Third, Stack makes the often-heard claim that indexing does well in bull markets, but not bear markets. All it takes is a bit of basic math to disprove that statement. William Sharpe, in his short but brilliant paper, “The Arithmetic of Active Management,” clearly demonstrates that, properly measured, active management cannot win in aggregate. And it doesn’t matter whether the bull is rampaging, the bear has emerged from hibernation, markets are efficient or inefficient, or markets are quiet or volatile. If Sharpe’s simple proof isn’t enough to convince you the conventional wisdom that active managers outperform in bear markets is a myth, perhaps the facts should.
Active Managers Underperform
- Lipper Analytical Services studied the six market corrections (defined as a drop of at least 10 percent) from Aug. 31, 1978, to Oct. 11, 1990, and found that while the average loss for the S&P was 15.12 percent, the average loss for large-cap growth funds was 17.04 percent. That difference is larger than the long-term difference, meaning that active managers actually did worse in bear markets than in bull markets.
- Goldman Sachs studied mutual fund cash holdings from 1970 to 1989 and found that mutual fund managers miscalled all nine major turning points. You couldn’t get all nine turning points wrong if you tried!
- Defining a bear market as a loss of at least 10 percent, Vanguard studied the performance of active managers for the period from 1970 through 2008. The period included seven bear markets in the U.S. and six in Europe. After adjusting for risk (exposure to different asset classes), Vanguard concluded that “whether an active manager is operating in a bear market, a bull market that precedes or follows it, or across longer-term market cycles, the combination of cost, security selection, and market-timing proves a difficult hurdle to overcome. They also confirmed that past success in overcoming this hurdle does not ensure future success.” Vanguard reached this conclusion despite the fact that the data was biased in favor of active managers because it contained survivorship bias.
- In its 2008 Indices Versus Active (SPIVA) scorecard, Standard & Poor’s concluded: “The belief that bear markets favor active management is a myth. A majority of active funds in eight of the nine domestic equity style boxes were outperformed by indices in the negative markets of 2008. The bear market of 2000 to 2002 showed similar outcomes.”
- In other words, just as proved by Sharpe’s math, while indexing guarantees that you will experience all of the market’s losses, active investors, in aggregate, will experience even greater ones.
And finally, we need to address another of the article’s warnings: “With index funds accounting for so much of new investment, how soon will it be before they become so dominant that effectively no one is setting prices for stocks beyond a minority of active managers, day traders, computer algorithms and investment bank proprietary trading desks? That could mean prices being determined even more by momentum and less by intrinsic value based on economic and corporate fundamentals.”

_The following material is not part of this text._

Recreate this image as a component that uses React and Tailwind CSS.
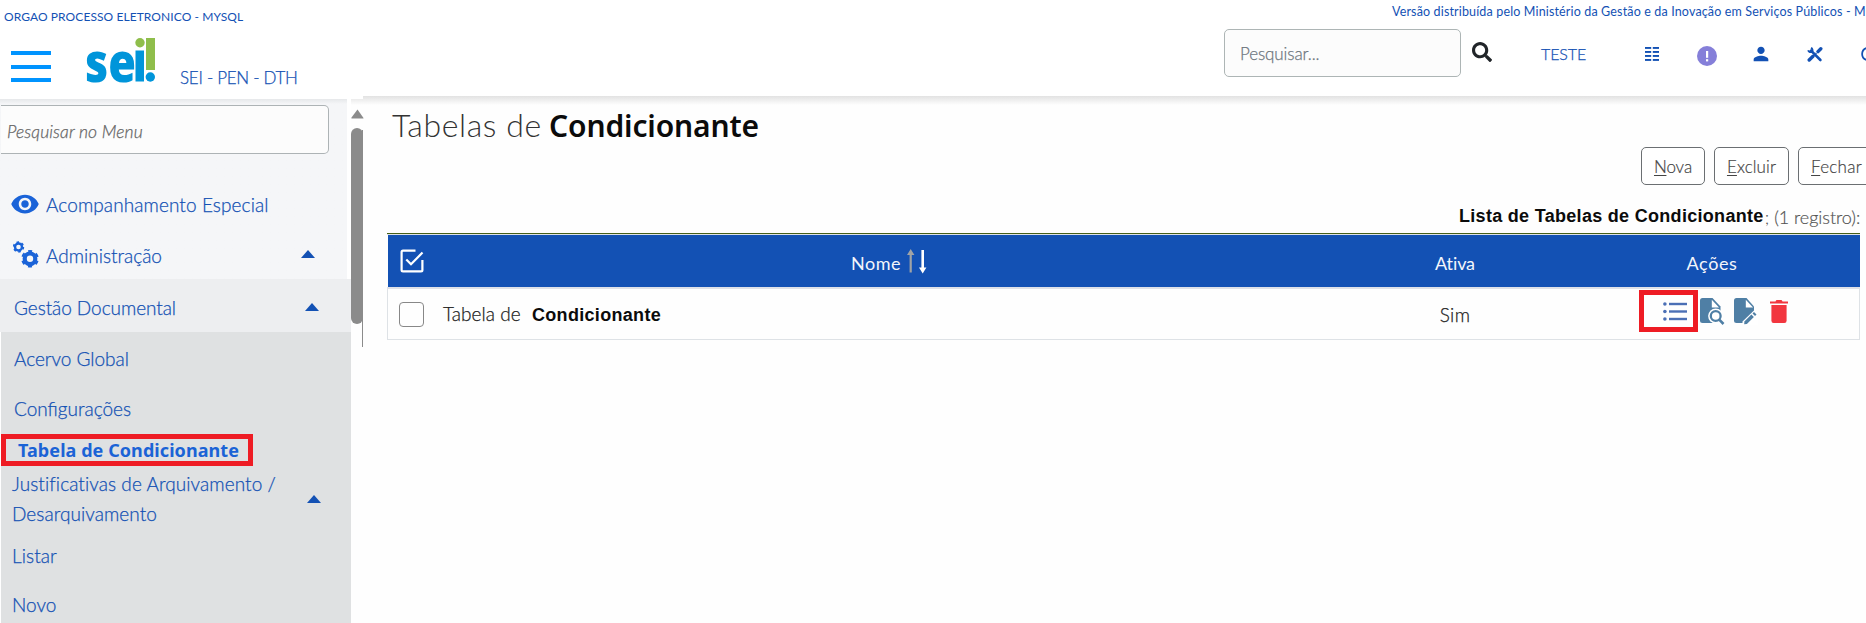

First of all, we are still a very long way from that day. Currently, only about 15 percent of individual assets and about 40 percent of institutional assets are indexed. And perhaps 1 percent of assets are shifting each year. Secondly, despite the growing trend toward passive investing, the amount of trading continues to set records. In other words, the remaining active traders are becoming more active, keeping the market efficient at setting prices. Third, you don’t need that many informed investors to keep the market informationally efficient. We certainly don’t need the 7,000 or so mutual funds and the 10,000 or so hedge funds that exist today to do so.
A great tragedy is that, despite its importance, our education system has totally failed the public when it comes to investing. Unless you have an MBA in finance, it’s likely you have never taken even a single course in capital markets theory. And that leaves you susceptible to the lies of Wall Street and the financial media, both of which need to keep alive the myth that active investing is the winning strategy because it’s the winning strategy for them.